┌────────

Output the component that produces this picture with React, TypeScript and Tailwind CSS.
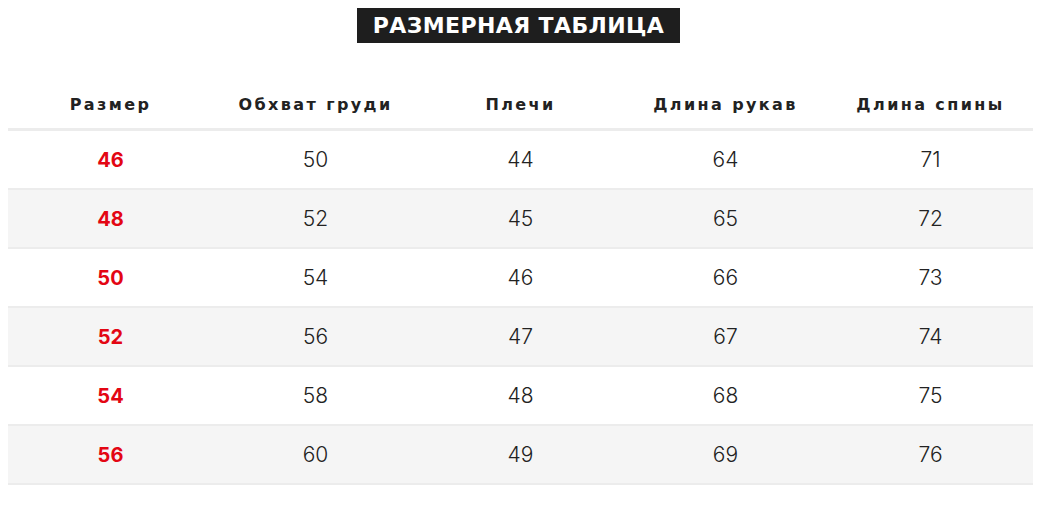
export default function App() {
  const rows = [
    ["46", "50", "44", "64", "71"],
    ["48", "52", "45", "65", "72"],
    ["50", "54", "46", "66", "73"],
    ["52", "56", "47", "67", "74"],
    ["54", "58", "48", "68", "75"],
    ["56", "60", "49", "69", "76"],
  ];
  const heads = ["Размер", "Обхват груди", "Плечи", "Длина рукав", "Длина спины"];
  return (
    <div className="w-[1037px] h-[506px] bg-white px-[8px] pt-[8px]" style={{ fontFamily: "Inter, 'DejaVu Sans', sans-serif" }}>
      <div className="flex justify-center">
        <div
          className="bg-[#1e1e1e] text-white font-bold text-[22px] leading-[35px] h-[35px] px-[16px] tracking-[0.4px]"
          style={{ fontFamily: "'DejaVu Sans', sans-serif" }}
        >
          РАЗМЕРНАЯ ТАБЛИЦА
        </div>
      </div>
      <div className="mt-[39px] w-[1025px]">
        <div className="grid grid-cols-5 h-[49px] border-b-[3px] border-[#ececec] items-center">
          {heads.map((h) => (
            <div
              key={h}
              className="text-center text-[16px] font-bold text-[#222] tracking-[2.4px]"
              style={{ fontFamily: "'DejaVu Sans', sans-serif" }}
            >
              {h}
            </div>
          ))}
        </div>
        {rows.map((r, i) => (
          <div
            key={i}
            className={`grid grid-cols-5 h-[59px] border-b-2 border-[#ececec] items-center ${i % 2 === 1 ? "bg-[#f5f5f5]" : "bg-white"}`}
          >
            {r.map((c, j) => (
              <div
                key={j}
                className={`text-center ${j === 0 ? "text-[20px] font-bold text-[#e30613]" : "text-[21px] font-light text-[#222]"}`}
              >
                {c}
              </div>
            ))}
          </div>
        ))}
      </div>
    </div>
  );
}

└────────

◆ Aim ◆
Quote each line of the listing exactly, but leave the pictures out.

◆ Response ◆
Output the component that produces this picture with React, TypeScript and Tailwind CSS.
export default function App() {
  const rows = [
    ["46", "50", "44", "64", "71"],
    ["48", "52", "45", "65", "72"],
    ["50", "54", "46", "66", "73"],
    ["52", "56", "47", "67", "74"],
    ["54", "58", "48", "68", "75"],
    ["56", "60", "49", "69", "76"],
  ];
  const heads = ["Размер", "Обхват груди", "Плечи", "Длина рукав", "Длина спины"];
  return (
    <div className="w-[1037px] h-[506px] bg-white px-[8px] pt-[8px]" style={{ fontFamily: "Inter, 'DejaVu Sans', sans-serif" }}>
      <div className="flex justify-center">
        <div
          className="bg-[#1e1e1e] text-white font-bold text-[22px] leading-[35px] h-[35px] px-[16px] tracking-[0.4px]"
          style={{ fontFamily: "'DejaVu Sans', sans-serif" }}
        >
          РАЗМЕРНАЯ ТАБЛИЦА
        </div>
      </div>
      <div className="mt-[39px] w-[1025px]">
        <div className="grid grid-cols-5 h-[49px] border-b-[3px] border-[#ececec] items-center">
          {heads.map((h) => (
            <div
              key={h}
              className="text-center text-[16px] font-bold text-[#222] tracking-[2.4px]"
              style={{ fontFamily: "'DejaVu Sans', sans-serif" }}
            >
              {h}
            </div>
          ))}
        </div>
        {rows.map((r, i) => (
          <div
            key={i}
            className={`grid grid-cols-5 h-[59px] border-b-2 border-[#ececec] items-center ${i % 2 === 1 ? "bg-[#f5f5f5]" : "bg-white"}`}
          >
            {r.map((c, j) => (
              <div
                key={j}
                className={`text-center ${j === 0 ? "text-[20px] font-bold text-[#e30613]" : "text-[21px] font-light text-[#222]"}`}
              >
                {c}
              </div>
            ))}
          </div>
        ))}
      </div>
    </div>
  );
}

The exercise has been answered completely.